La morte di George Floyd negli Stati Uniti e l’emergente appoggio al movimento Black Lives Matter, nato come conseguenza del suo omicidio, hanno aperto il dibattito sul lascito del colonialismo in tutto il mondo. Questa resa dei conti echeggia negli USA, ma anche in tutta Europa.

Tutto ha avuto inizio a Bristol, Regno Unito, con l’abbattimento della statua di Edward Colston, un trafficante di schiavi del XVII secolo. In seguito, questa tendenza si è estesa in diverse nazioni europee, dove statue di personaggi simili sono state ugualmente abbattute per rimediare ai crimini del colonialismo. Per fare un esempio, a inizio luglio la Francia ha preso la storica decisione di restituire all’Algeria i resti di 24 combattenti anticolonialisti. Nelle relazioni tra francesi e algerini esiste un lato coloniale che, pur non richiamando l’attenzione, è importante. Quei soldati decapitati per aver resistito alle forze coloniali francesi nel XIX secolo riposano finalmente in pace in terre algerine, in seguito a una cerimonia simbolica nel paese africano, che ha segnato il cinquantottesimo anniversario dell’indipendenza dell’Algeria.

Il colonialismo ha caratterizzato l’Algeria per 132 anni, dall’invasione di Algeri nel 1830 fino alla guerra di indipendenza conclusasi nel 1962. Mentre i francesi si adattavano a una nuova epoca, l’Algeria fu amministrata come parte integrante della Francia dal 1848 fino all’indipendenza.

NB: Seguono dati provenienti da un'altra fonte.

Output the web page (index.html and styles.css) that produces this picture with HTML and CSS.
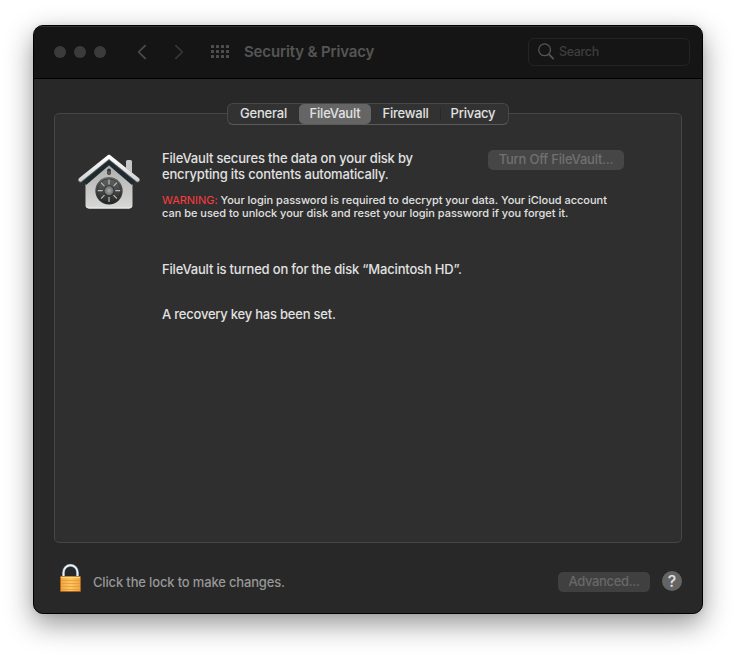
FILE: index.html
```html
<!DOCTYPE html>
<html lang="en">
<head>
<meta charset="utf-8">
<title>Security &amp; Privacy</title>
<link rel="stylesheet" href="styles.css">
</head>
<body>
<main class="window">
  <header class="titlebar">
    <div class="lights"><i></i><i></i><i></i></div>
    <svg class="chevron back" width="10" height="16" viewBox="0 0 10 16"><path d="M8.2 1.6 1.6 8l6.600 6.400"/></svg>
    <svg class="chevron forward" width="10" height="16" viewBox="0 0 10 16"><path d="M1.800 1.600 8.400 8l-6.600 6.400"/></svg>
    <div class="dots"><i></i><i></i><i></i><i></i><i></i><i></i><i></i><i></i><i></i><i></i><i></i><i></i></div>
    <h1 class="title">Security &amp; Privacy</h1>
    <div class="search">
      <svg width="16" height="17" viewBox="0 0 16 17"><circle cx="6.600" cy="6.800" r="5.900"/><path class="handle" d="m11 11.300 4.200 4.300"/></svg>
      <span>Search</span>
    </div>
  </header>
  <section class="content">
    <nav class="tabs">
      <span class="tab general">General</span>
      <span class="tab selected">FileVault</span>
      <span class="tab firewall">Firewall</span>
      <span class="tab privacy">Privacy</span>
    </nav>
    <section class="panel">
      <svg class="vault" width="64" height="60" viewBox="0 0 64 60">
        <defs>
          <linearGradient id="wall" x1="0" y1="0" x2="0" y2="1"><stop offset="0" stop-color="#aaa"/><stop offset=".55" stop-color="#c4c4c2"/><stop offset="1" stop-color="#d8d8d6"/></linearGradient>
          <linearGradient id="roof" x1="0" y1="0" x2="0" y2="1"><stop offset="0" stop-color="#fff"/><stop offset="1" stop-color="#d4d4d4"/></linearGradient>
          <linearGradient id="dial" x1="0" y1="0" x2="0" y2="1"><stop offset="0" stop-color="#666"/><stop offset="1" stop-color="#242626"/></linearGradient>
          <radialGradient id="knob"><stop offset="0" stop-color="#aaa"/><stop offset="1" stop-color="#686868"/></radialGradient>
        </defs>
        <path d="M49 7.500q0-1.500 1.500-1.500h3q1.500 0 1.500 1.500V25l-6-5z" fill="#c6c8c8"/>
        <path d="M8.500 28 32 7l23.500 21v23.500q0 3-3.500 3H12q-3.500 0-3.500-3z" fill="url(#wall)"/>
        <path d="M10 52.500q.5 1.500 2 1.500h40q1.500 0 2-1.500" fill="none" stroke="#f0f0ee"/>
        <path d="M7.500 29 32 8l24.500 21" fill="none" stroke="#202b30" stroke-width="5"/>
        <path d="M3.500 26 32 3l28.500 23" fill="none" stroke="#777" stroke-width="4.800" stroke-linecap="round" stroke-linejoin="round"/>
        <path d="M3.500 25.500 32 2.600l28.500 22.900" fill="none" stroke="url(#roof)" stroke-width="3.700" stroke-linecap="round" stroke-linejoin="round"/>
        <rect x="30.200" y="14.500" width="3.600" height="6.500" rx="1.800" fill="#333"/><path d="M32 17v3" stroke="#777"/>
        <circle cx="32" cy="36.700" r="13.700" fill="url(#dial)"/>
        <circle cx="32" cy="36.700" r="11.700" fill="none" stroke="#1d2020" stroke-width=".5"/>
        <g stroke="#bbb" stroke-width="1.200"><path d="M32 25.500v5M32 43v5M20.700 36.700h5M38.300 36.700h5M24 28.700l3.500 3.500M36.500 41.200l3.500 3.500M24 44.700l3.500-3.500M36.500 32.200l3.500-3.500"/></g>
        <circle cx="32" cy="36.700" r="5.300" fill="#242626"/><circle cx="32" cy="36.700" r="4.700" fill="url(#knob)"/>
      </svg>
      <div class="info">
        <p class="summary">FileVault secures the data on your disk by<br>encrypting its contents automatically.</p>
        <p class="notice"><span class="warn">WARNING:</span> Your login password is required to decrypt your data. Your iCloud account<br>can be used to unlock your disk and reset your login password if you forget it.</p>
        <p class="status">FileVault is turned on for the disk “Macintosh HD”.</p>
        <p class="recovery">A recovery key has been set.</p>
      </div>
      <span class="button turn-off">Turn Off FileVault...</span>
    </section>
    <footer class="footer">
      <svg class="lock" width="24" height="30" viewBox="0 0 24 30">
        <defs><linearGradient id="gold" x1="0" y1="0" x2="1" y2="0"><stop offset="0" stop-color="#f0a540"/><stop offset=".5" stop-color="#ffc660"/><stop offset="1" stop-color="#f0a540"/></linearGradient></defs>
        <path d="M4.500 14V9.500a7 7.200 0 0 1 14 0V14" fill="none" stroke="#526878" stroke-width="3"/>
        <path d="M4.500 14V9.500a7 7.200 0 0 1 14 0V14" fill="none" stroke="#edf3f8" stroke-width="1.900"/>
        <rect x="1" y="13" width="21" height="16" rx=".6" fill="#8b4a13"/>
        <rect x="1.700" y="13.500" width="19.600" height="14.700" fill="url(#gold)"/>
        <path d="M2 14.500h19" stroke="#ffdc83"/><path d="M2 17.500h19M2 20.500h19M2 23.500h19M2 26.500h19" stroke="#df9539" stroke-width=".7"/>
      </svg>
      <span class="lock-text">Click the lock to make changes.</span>
      <span class="button advanced">Advanced...</span>
      <span class="help">?</span>
    </footer>
  </section>
</main>
</body>
</html>
```

FILE: styles.css
```css
* { box-sizing: border-box; }
body {
  margin: 0;
  width: 736px;
  height: 655px;
  padding: 25px 33px;
  overflow: hidden;
  background: #fff;
  color: #e1e1e1;
  font: 450 13px/16px Inter, "Liberation Sans", sans-serif;
}
h1, p { margin: 0; }
span { white-space: nowrap; }
.window {
  width: 670px;
  height: 589px;
  border: 1px solid #000;
  border-radius: 10px;
  overflow: hidden;
  background: #282828;
  box-shadow: 0 10px 28px rgba(0, 0, 0, .42), 0 0 6px rgba(0, 0, 0, .08);
}
.titlebar {
  display: flex;
  align-items: center;
  height: 53px;
  padding: 0 12px 1px 20px;
  background: #151515;
  border-bottom: 1px solid #000;
  box-shadow: inset 0 1px #303030;
}
.lights { display: flex; gap: 8px; }
.lights i { width: 12px; height: 12px; border-radius: 50%; background: #3b3b3b; }
.chevron { fill: none; stroke: #4d4d4d; stroke-width: 1.7; stroke-linecap: round; stroke-linejoin: round; }
.back { margin-left: 31px; }
.forward { margin-left: 27px; stroke: #373737; }
.dots { display: grid; grid-template-columns: repeat(4, 3px); gap: 2px; margin-left: 27px; }
.dots i { height: 3px; background: #4e4e4e; border-radius: .5px; }
.title { margin-left: 15px; color: #555; font-size: 15px; line-height: 20px; font-weight: 600; letter-spacing: -.14px; white-space: nowrap; }
.search {
  display: flex;
  align-items: center;
  width: 162px;
  height: 28px;
  margin-left: auto;
  padding-left: 9px;
  gap: 5px;
  border: 1px solid #242424;
  border-radius: 6px;
  color: #3e3e3e;
}
.search span { padding-top: 1px; font-size: 12.5px; letter-spacing: -.35px; }
.search svg { fill: none; stroke: #555; stroke-width: 1.3; }
.search .handle { stroke-width: 1.8; stroke-linecap: round; }
.content { padding: 24px 20px 0; }
.tabs {
  position: relative;
  display: grid;
  grid-template-columns: 71px 72px 69px 68px;
  width: 282px;
  height: 22px;
  margin: 0 auto;
  border: 1px solid #484848;
  border-bottom-color: #5b5b5b;
  border-radius: 6px;
  background: #323232;
}
.tab { height: 20px; text-align: center; line-height: 18px; font-weight: 500; letter-spacing: -.22px; }
.selected { background: #656565; border-radius: 5px; }
.privacy { padding-right: 2px; background: linear-gradient(#292929, #292929) 0 4px / 1px 12px no-repeat; }
.panel {
  display: flex;
  align-items: flex-start;
  height: 430px;
  margin-top: -12px;
  padding: 36px 57px 0 22px;
  border: 1px solid #464646;
  border-radius: 5px;
  background: #2f2f2f;
}
.vault { margin-top: 4px; }
.info { width: 326px; margin-left: 21px; white-space: nowrap; }
.summary { letter-spacing: -.17px; }
.notice { margin-top: 12px; font-size: 11px; line-height: 13px; letter-spacing: -.02px; }
.warn { color: #ff3b3f; font-weight: 400; }
.status { margin-top: 41px; letter-spacing: -.18px; }
.recovery { margin-top: 29px; letter-spacing: -.22px; }
.button { height: 20px; border-radius: 5px; background: #464646; color: #707070; line-height: 19px; text-align: center; letter-spacing: -.22px; }
.turn-off { width: 136px; }
.footer { display: flex; align-items: center; height: 50px; margin-top: 14px; padding-left: 5px; }
.lock { margin-top: -8px; }
.lock-text { margin: -1px 0 0 10px; color: #979797; letter-spacing: -.16px; }
.advanced { width: 92px; margin-left: auto; background: #404040; color: #686868; letter-spacing: -.35px; }
.help { width: 20px; height: 20px; margin: -2px 0 0 12px; border-radius: 50%; background: #646464; text-align: center; font-size: 16px; line-height: 20px; }
```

Dopo le due Guerre Mondiali gli algerini iniziarono a esprimere il proprio scontento, anche a causa delle moltissime vittime di guerra nella popolazione. Inoltre, si fece largo la delusione derivata dalla mancanza di uno status politico-economico della legge francese nel sistema coloniale. In sostanza, quella che era iniziata come una domanda di maggiore autonomia diventò una lotta all’indipendenza senza quartiere. La guerra algerina tra la Francia e il Fronte di Liberazione Nazionale durò sette anni e si concluse con la vittoria algerina e la successiva indipendenza della colonia. Il lungo e complicato conflitto fu caratterizzato da guerriglie, dalla lotta dei maquis e dall’uso della tortura: tutto questo portò a più di duecentocinquantamila vittime di guerra algerine e al collasso della Quarta Repubblica francese.

Gli accordi di Evian, firmati il 18 marzo 1962 al termine della guerra algerina, sancirono la nascita di un’Algeria nuova e indipendente. E adesso cosa sta succedendo? Come si caratterizzano i rapporti franco-algerini? Fin dall’indipendenza, le relazioni diplomatiche tra questi due paesi non si sono rivelate particolarmente feconde: l’Algeria continua a sostenere che la Francia dovrebbe chiedere perdono per i crimini commessi nei 132 anni di ostile colonizzazione, ma il Paese rifugge da questa responsabilità.

Invece, la decisione della Francia di restituire le salme dei soldati algerini sembra significativa per l’Algeria e indispensabile per riappacificare i due Paesi. Nourredine Bessadi, ricercatore e consulente autonomo che si sta occupando della questione algerina, insiste sul ruolo dei cittadini organizzando petizioni e campagne sui social network. Inoltre, il ricercatore sostiene la necessità di aprire gli archivi e pubblicare i documenti che raccontano i 132 anni di colonizzazione in Algeria per sanare la relazione tra i due stati, e ritiene che la Francia debba presentare scuse ufficiali, dal momento che non ha ancora avanzato alcuna dichiarazione del genere.

Che peso ha tutto questo per il resto del continente? Sta forse iniziando un’era che impone alle potenze coloniali di riconoscere il passato? La quasi totalità dei problemi che il Medio Oriente ha vissuto si deve alle decisioni prese dalle potenze coloniali, dalla guerra e le sommosse in Siria, Yemen o Iraq al conflitto israelo-palestinese.

I primi passi per una completa riconciliazione devono essere il riconoscimento del passato e l’impegno a ricordarlo: non va dimenticato lo sforzo di decolonizzazione, ovvero la rimozione di monumenti in memoria di personaggi storici razzisti e le azioni per modificare il razzismo sistematico, che pone le minoranze etniche in condizioni socio-economiche svantaggiose. Restano da vedere i risultati degli ultimi avvenimenti, tuttavia comprendere la chiave del cambiamento può aiutare a ottenere il massimo rendimento dalle spinte più recenti.

Come disse Martin Luther King, «L’ingiustizia che si verifica in un luogo minaccia la giustizia ovunque».